I wish you were alive today. I could hug you. You were right that this world is not very safe. I didn’t like it when you had made your decision to ship me to the USA due to safety issues. I also hated it. I got so upset when I saw my passport because my identity was also changed. I am still confused about which birthday I should celebrate now. I was so angry that day, and I had chopped my black, long, and curly hair. I had become a rebel at that time. Everything had taken away from me. I remember how you cried when you saw my chopped hair. Mum, everything has taken away from me again.
My smile, desires, hopes, and soul has taken away from me. Can you guide me on how to live now? I wander aimlessly and alone in this world. Mum, do you remember I was a little brat kid, but everyone loved me. Abu had killed a rebellion inside of me and had shown me the right path. Altaf had given me a life again before he has taken it away again. Mum, How our life was so good when everybody was alive. Why the darkness had knocked at our door as I turned 16. Your daughter is a walking dead body now.

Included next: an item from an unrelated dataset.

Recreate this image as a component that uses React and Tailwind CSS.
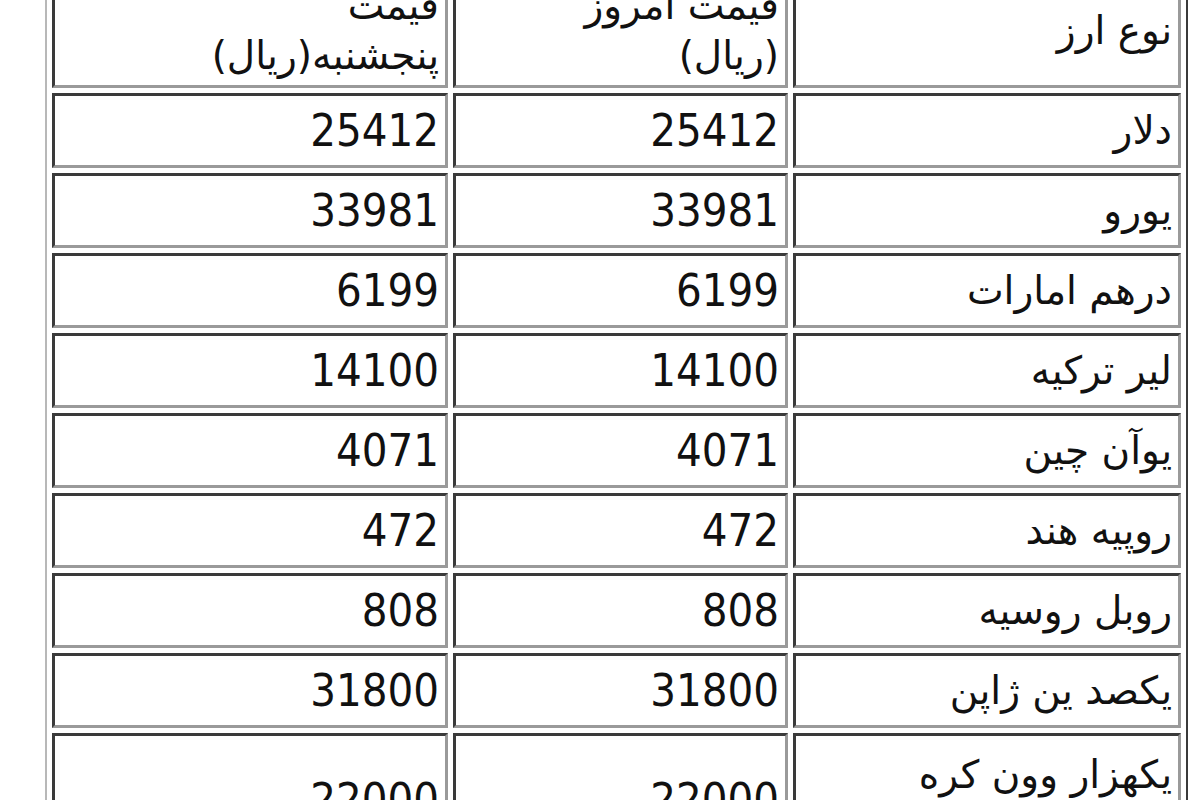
import React from "react";

const rows = [
  { name: "دلار", today: "25412", thu: "25412" },
  { name: "یورو", today: "33981", thu: "33981" },
  { name: "درهم امارات", today: "6199", thu: "6199" },
  { name: "لیر ترکیه", today: "14100", thu: "14100" },
  { name: "یوآن چین", today: "4071", thu: "4071" },
  { name: "روپیه هند", today: "472", thu: "472" },
  { name: "روبل روسیه", today: "808", thu: "808" },
  { name: "یکصد ین ژاپن", today: "31800", thu: "31800" },
];

const cell =
  "border-[3px] border-t-[#3a3a3a] border-l-[#3a3a3a] border-r-[#9a9a9a] border-b-[#9a9a9a] pr-[6px] pl-1 py-0 align-middle text-right";

const num = "font-['DejaVu_Sans_Condensed','DejaVu_Sans',sans-serif] text-[45px]";

export default function App() {
  return (
    <div className="bg-white w-[1200px] h-[800px] overflow-hidden" dir="rtl">
      <table className="table-fixed border-separate border-spacing-[5px] w-[1143px] mr-[12px] mt-[-34px] border-2 border-t-[#b8b8b8] border-l-[#b8b8b8] border-r-[#3a3a3a] border-b-[#3a3a3a] text-[#111]">
        <colgroup>
          <col className="w-[388px]" />
          <col className="w-[335px]" />
          <col className="w-[396px]" />
        </colgroup>
        <tbody className="font-['DejaVu_Sans',sans-serif] text-[39px] leading-[50px]">
          <tr>
            <td className={`${cell} h-[115px]`}>نوع ارز</td>
            <td className={`${cell} h-[115px]`}>
              قیمت امروز
              <br />
              (ریال)
            </td>
            <td className={`${cell} h-[115px]`}>
              قیمت
              <br />
              پنجشنبه(ریال)
            </td>
          </tr>
          {rows.map((r) => (
            <tr key={r.name}>
              <td className={`${cell} h-[75px]`}>{r.name}</td>
              <td className={`${cell} h-[75px] ${num}`}>{r.today}</td>
              <td className={`${cell} h-[75px] ${num}`}>{r.thu}</td>
            </tr>
          ))}
          <tr>
            <td className={`${cell} h-[134px]`}>
              یکهزار وون کره
              <br />
              جنوبی
            </td>
            <td className={`${cell} h-[134px] ${num}`}>22000</td>
            <td className={`${cell} h-[134px] ${num}`}>22000</td>
          </tr>
        </tbody>
      </table>
    </div>
  );
}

No, mommy, I don’t wait for any miracle now. I don’t have any desire left since he had gone. I can accept everything, but it hard to accept Altaf had left me to die. Mum, I am plan visiting Abu’s grave, and I will see Altaf from a distance. Altaf doesn’t care about me, but I still love him. It doesn’t matter anymore, mum. I want you to rest in peace. Please don’t fight with Abu and my father. You were a wonderful mother. I wish you will always be my mother in the next lives too.